Part of a data file
* * * * * * * * *

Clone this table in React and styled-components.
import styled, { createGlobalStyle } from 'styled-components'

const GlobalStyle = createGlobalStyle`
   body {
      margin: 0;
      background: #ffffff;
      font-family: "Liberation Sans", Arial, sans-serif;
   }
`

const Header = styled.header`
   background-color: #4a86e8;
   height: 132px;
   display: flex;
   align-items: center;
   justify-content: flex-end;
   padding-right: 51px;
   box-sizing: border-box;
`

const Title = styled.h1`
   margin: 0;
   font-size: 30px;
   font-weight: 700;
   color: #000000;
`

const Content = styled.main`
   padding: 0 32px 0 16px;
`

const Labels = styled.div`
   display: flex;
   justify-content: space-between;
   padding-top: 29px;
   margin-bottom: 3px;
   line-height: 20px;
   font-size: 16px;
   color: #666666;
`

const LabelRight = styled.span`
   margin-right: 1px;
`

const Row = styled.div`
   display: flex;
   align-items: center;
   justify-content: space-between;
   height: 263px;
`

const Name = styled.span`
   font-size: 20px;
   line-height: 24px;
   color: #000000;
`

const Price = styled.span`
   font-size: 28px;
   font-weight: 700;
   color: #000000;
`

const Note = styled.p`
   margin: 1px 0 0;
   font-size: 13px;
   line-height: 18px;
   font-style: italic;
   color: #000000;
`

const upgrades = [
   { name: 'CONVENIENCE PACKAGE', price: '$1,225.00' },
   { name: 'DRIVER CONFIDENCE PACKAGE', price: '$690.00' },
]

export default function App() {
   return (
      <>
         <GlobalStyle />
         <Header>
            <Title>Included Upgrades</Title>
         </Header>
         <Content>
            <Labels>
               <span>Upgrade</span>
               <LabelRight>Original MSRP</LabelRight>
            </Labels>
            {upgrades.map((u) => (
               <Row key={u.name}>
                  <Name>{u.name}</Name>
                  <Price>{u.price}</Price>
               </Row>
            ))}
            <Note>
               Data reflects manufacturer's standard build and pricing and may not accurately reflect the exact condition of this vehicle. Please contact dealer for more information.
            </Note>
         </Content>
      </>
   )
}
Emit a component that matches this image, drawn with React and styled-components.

* * * * * * * * *

◆ What to work on ◆
Can you give every line above again, exactly as written?

◆ Worked solution ◆
Clone this table in React and styled-components.
import styled, { createGlobalStyle } from 'styled-components'

const GlobalStyle = createGlobalStyle`
   body {
      margin: 0;
      background: #ffffff;
      font-family: "Liberation Sans", Arial, sans-serif;
   }
`

const Header = styled.header`
   background-color: #4a86e8;
   height: 132px;
   display: flex;
   align-items: center;
   justify-content: flex-end;
   padding-right: 51px;
   box-sizing: border-box;
`

const Title = styled.h1`
   margin: 0;
   font-size: 30px;
   font-weight: 700;
   color: #000000;
`

const Content = styled.main`
   padding: 0 32px 0 16px;
`

const Labels = styled.div`
   display: flex;
   justify-content: space-between;
   padding-top: 29px;
   margin-bottom: 3px;
   line-height: 20px;
   font-size: 16px;
   color: #666666;
`

const LabelRight = styled.span`
   margin-right: 1px;
`

const Row = styled.div`
   display: flex;
   align-items: center;
   justify-content: space-between;
   height: 263px;
`

const Name = styled.span`
   font-size: 20px;
   line-height: 24px;
   color: #000000;
`

const Price = styled.span`
   font-size: 28px;
   font-weight: 700;
   color: #000000;
`

const Note = styled.p`
   margin: 1px 0 0;
   font-size: 13px;
   line-height: 18px;
   font-style: italic;
   color: #000000;
`

const upgrades = [
   { name: 'CONVENIENCE PACKAGE', price: '$1,225.00' },
   { name: 'DRIVER CONFIDENCE PACKAGE', price: '$690.00' },
]

export default function App() {
   return (
      <>
         <GlobalStyle />
         <Header>
            <Title>Included Upgrades</Title>
         </Header>
         <Content>
            <Labels>
               <span>Upgrade</span>
               <LabelRight>Original MSRP</LabelRight>
            </Labels>
            {upgrades.map((u) => (
               <Row key={u.name}>
                  <Name>{u.name}</Name>
                  <Price>{u.price}</Price>
               </Row>
            ))}
            <Note>
               Data reflects manufacturer's standard build and pricing and may not accurately reflect the exact condition of this vehicle. Please contact dealer for more information.
            </Note>
         </Content>
      </>
   )
}
Emit a component that matches this image, drawn with React and styled-components.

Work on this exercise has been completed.